As an National Tertiary Education Union (NTEU) member, I am participating in Union strike action from 1230 Monday 25 March to 2359 Thursday 28 March 2024.
The Union has proposed industrial action on the basis that:
- It is over 1000 days since the expiry of the last enterprise agreement for higher education staff, and close to 800 days since expiry of our VE enterprise agreement and progress towards a current agreement has been too slow.
- Wage increases proposed in current bargaining are not in line with cost of living increases, putting many lower paid staff into stress.
- Unsafe workloads continue to perpetuate across the University.
- Job security continues to be an issue for a large proportion of the University workforce.
I am not taking this action lightly, and I am not taking this action in my own interests.
Relative to many of my hardworking colleagues, I am lucky to be able to absorb the rises in cost of living at least in the short term. I am also lucky not to have an unmanageable workload where I am required to work significant and sustained amounts of time over and above my contracted hours.
Sadly, this is not the case for many of my colleagues. Effectively we have been hiding the cost of further and higher education, and research by trading on the commitment and good will of staff who believe in learning and knowledge for public good, while the sector is governed by assumption that education and research are commodities to be bought and sold at a market price.
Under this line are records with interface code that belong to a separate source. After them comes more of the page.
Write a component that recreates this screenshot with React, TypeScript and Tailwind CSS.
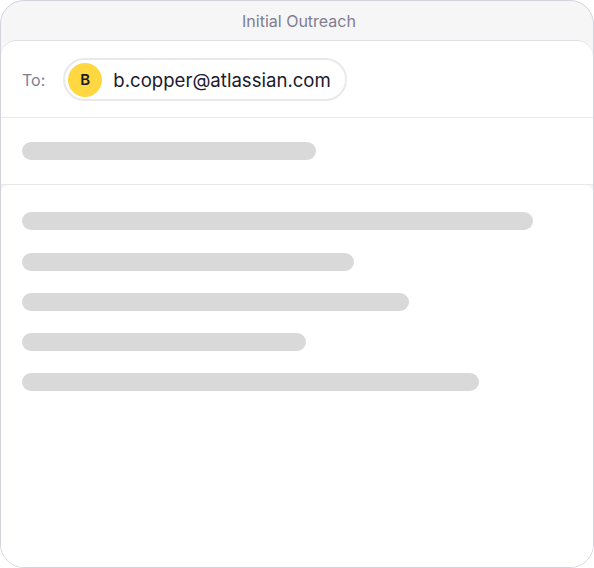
export default function App() {
  const bars = ["w-[511px]", "w-[332px]", "w-[387px]", "w-[284px]", "w-[457px]"];
  return (
    <div className="h-[568px] w-[594px] overflow-hidden rounded-[24px] border border-[#d3d3dd] bg-[#f6f6f7] font-['Inter',sans-serif]">
      <div className="flex h-[39px] items-center justify-center pl-[4px] text-[16px] text-[#7f7d92]">Initial Outreach</div>
      <div className="flex h-[528px] flex-col rounded-t-[16px] border-t border-[#e0e0e6] bg-white">
        <div className="flex h-[77px] items-center gap-[18px] border-b border-[#e8e8ec] pl-[21px] pt-[1px]">
          <span className="text-[16px] text-[#7f7d92]">To:</span>
          <div className="flex h-[43px] w-[284px] items-center gap-[11px] rounded-full border-2 border-[#e9e9ec] pl-[3px]">
            <div className="flex h-[34px] w-[34px] items-center justify-center rounded-full bg-[#ffd740] pt-[1px] text-[15px] font-semibold text-[#1c1a2e]">B</div>
            <span className="pt-[2px] text-[18.6px] text-[#1c1a2e]">b.copper@atlassian.com</span>
          </div>
        </div>
        <div className="flex h-[67px] items-center border-b border-[#e8e8ec] pb-[1px] pl-[21px]">
          <div className="h-[18px] w-[294px] rounded-full bg-[#d9d9d9]" />
        </div>
        <div className="flex-1 bg-[#f4f4f8]">
          <div className="flex h-full flex-col gap-[22.25px] rounded-t-[8px] bg-white pl-[21px] pt-[27.4px]">
            {bars.map((w) => (
              <div key={w} className={`h-[18px] rounded-full bg-[#d9d9d9] ${w}`} />
            ))}
          </div>
        </div>
      </div>
    </div>
  );
}
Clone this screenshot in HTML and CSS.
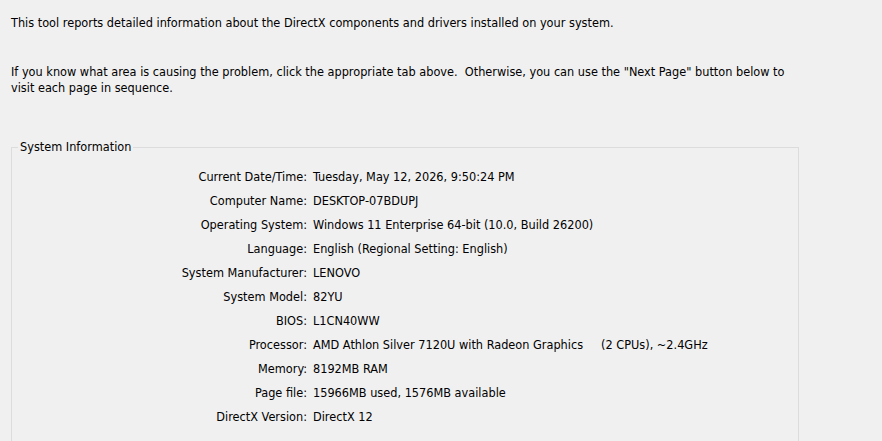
FILE: index.html
```html
<!DOCTYPE html>
<html>
<head>
<meta charset="utf-8">
<link rel="stylesheet" href="styles.css">
</head>
<body>
<div class="page">
  <p class="intro">This tool reports detailed information about the DirectX components and drivers installed on your system.</p>
  <p class="hint">If you know what area is causing the problem, click the appropriate tab above.&nbsp; Otherwise, you can use the "Next Page" button below to visit each page in sequence.</p>
  <fieldset class="group">
    <legend class="group-title">System Information</legend>
    <div class="info">
      <div class="label">Current Date/Time:</div><div class="value">Tuesday, May 12, 2026, 9:50:24 PM</div>
      <div class="label">Computer Name:</div><div class="value">DESKTOP-07BDUPJ</div>
      <div class="label">Operating System:</div><div class="value">Windows 11 Enterprise 64-bit (10.0, Build 26200)</div>
      <div class="label">Language:</div><div class="value">English (Regional Setting: English)</div>
      <div class="label">System Manufacturer:</div><div class="value">LENOVO</div>
      <div class="label">System Model:</div><div class="value">82YU</div>
      <div class="label">BIOS:</div><div class="value">L1CN40WW</div>
      <div class="label">Processor:</div><div class="value">AMD Athlon Silver 7120U with Radeon Graphics     (2 CPUs), ~2.4GHz</div>
      <div class="label">Memory:</div><div class="value">8192MB RAM</div>
      <div class="label">Page file:</div><div class="value">15966MB used, 1576MB available</div>
      <div class="label">DirectX Version:</div><div class="value">DirectX 12</div>
    </div>
  </fieldset>
</div>
</body>
</html>
```
FILE: styles.css
```css
html, body {
  margin: 0;
  padding: 0;
  background: #f0f0f0;
}
body {
  font-family: "DejaVu Sans Condensed", "DejaVu Sans", sans-serif;
  font-size: 12.6px;
  color: #000;
  overflow: hidden;
  height: 441px;
}
.page {
  padding: 15px 0 0 11px;
}
.intro {
  margin: 0;
  line-height: 16px;
}
.hint {
  margin: 33px 0 0 0;
  width: 790px;
  line-height: 16px;
}
.group {
  box-sizing: border-box;
  width: 788px;
  margin: 43px 0 0 0;
  padding: 0 0 20px 0;
  border: 1px solid #dcdcdc;
  min-inline-size: 0;
}
.group-title {
  margin-left: 6px;
  padding: 0 2px;
  line-height: 16px;
}
.info {
  display: grid;
  grid-template-columns: 295px 1fr;
  column-gap: 6px;
  padding-top: 10px;
}
.label, .value {
  line-height: 24px;
  white-space: pre;
}
.label {
  text-align: right;
}
```
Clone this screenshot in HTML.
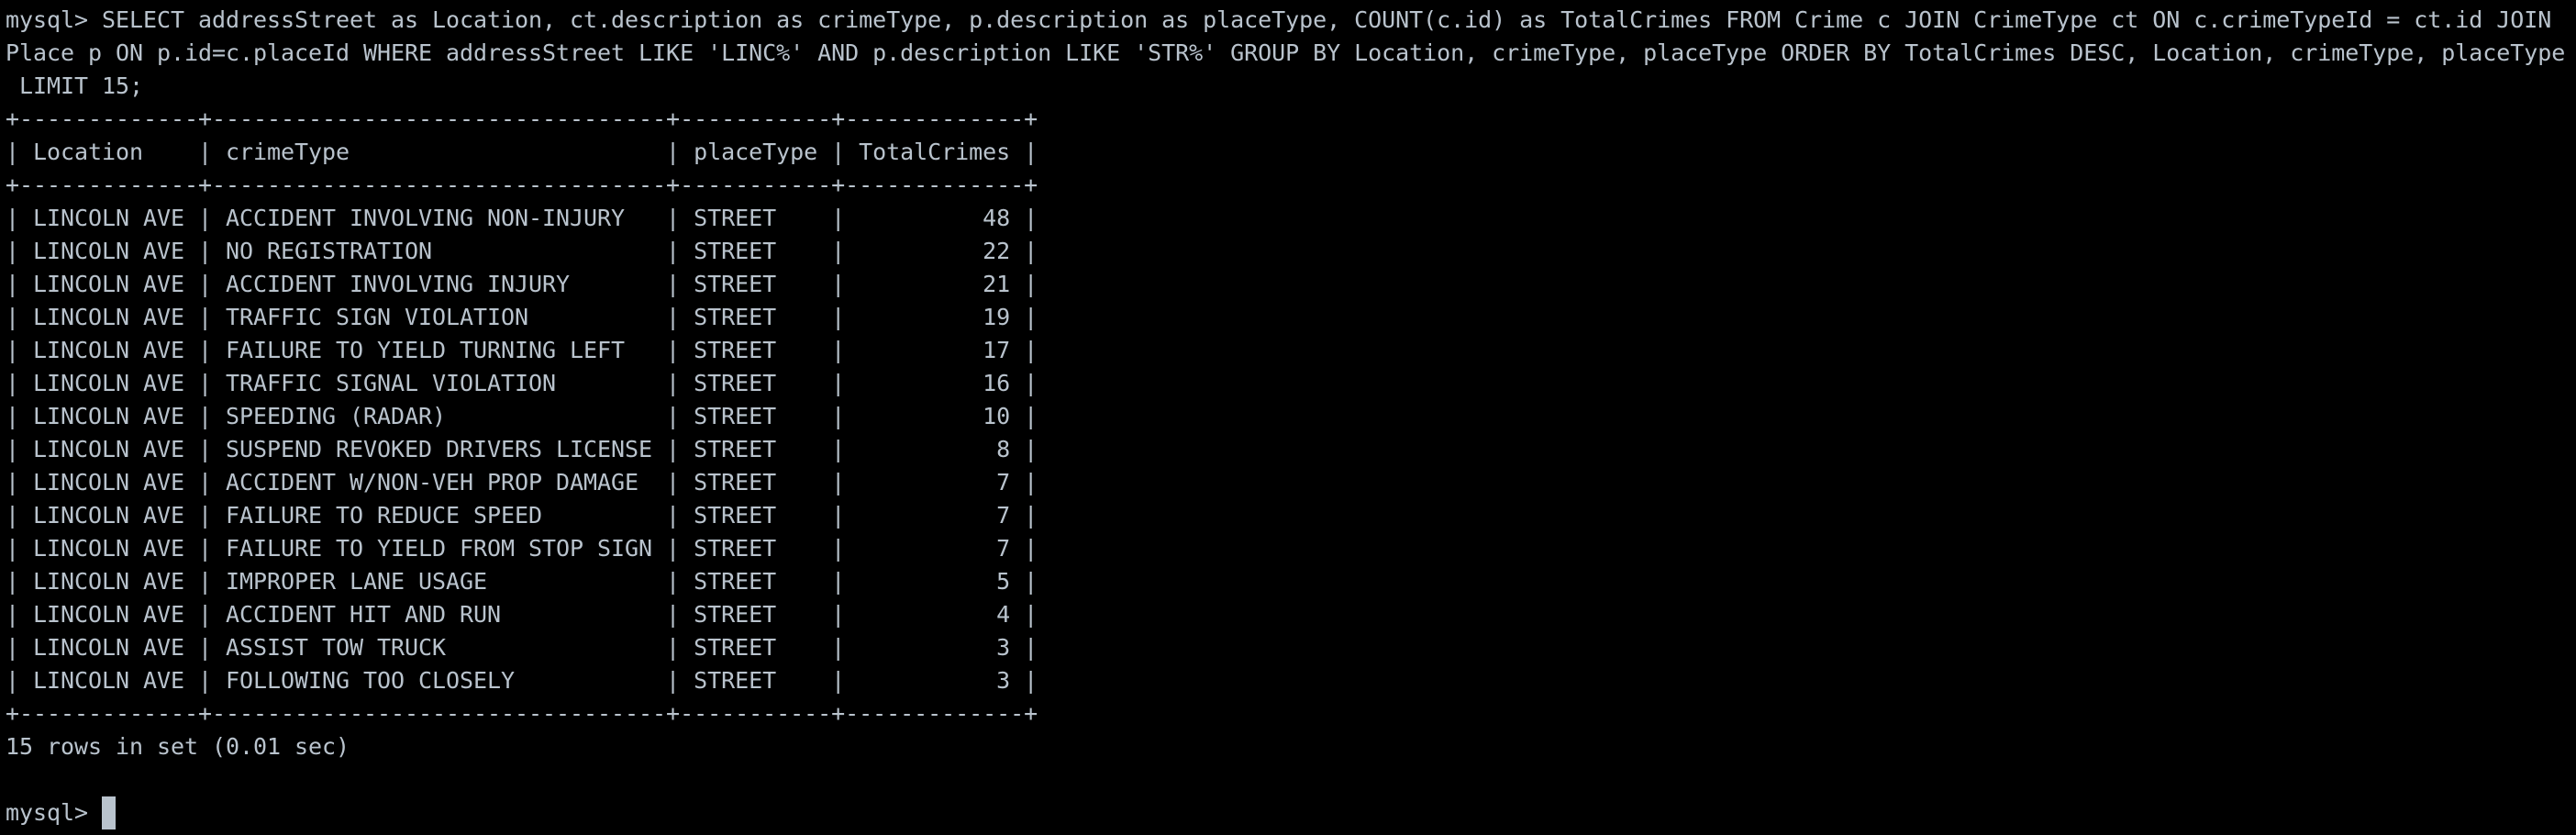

Realistically there will always be a gap between the cost of and remuneration for work, particularly for those who bring their whole selves, their values, and their vision to their work. Higher education is full of these sorts of people. Most are able to tolerate the gap while it is relatively manageable. There are other trade-offs like job satisfaction, a sense of achievement and fulfilment from supporting students and making a positive difference in the world. However, with a career spanning over 20 years in the higher education sector, my observations have led me to conclude that the human cost of this arrangement is now becoming untenable.
Every day I meet staff who are burnt out and who are unable to do their work to the quality they would like to achieve because of workload and time pressures. Every person I have talked to on campus recently identifies time as the main resource they lack to do their jobs effectively. Not only is this demoralising and devaluing for staff, it is having a knock-on effect to RMIT's ability to achieve its strategic aims. My own team's contribution to the University's strategy is entirely dependent on voluntary engagement by colleagues requiring time that they simply do not have. My experience demonstrates that the problem is both structural and deep-rooted.
Meanwhile the Executive simply refuses to acknowledge this, choosing to believe that the issue stems from individuals' own inability to prioritise tasks. By making this an individual problem, the institution (as well as the wider sector) seeks to abdicate responsibility for structural change in favour of its human capital - upon which the entire higher education endeavour depends. This position not only lacks credibility, it could be interpreted as gaslighting.
The problems faced by the RMIT workforce are mirrored in the wider sector. It is a problem that is bigger than one institution. However, RMIT, as one of the few dual sector institutions in Australia, has the opportunity to be a leading light in the sector: to work smarter towards rewarding goals where quality of output matters at least as much as the quantity, and where its people are truly empowered to deliver valuable and innovative contributions.
It is for this that I join my comrades in industrial action this March.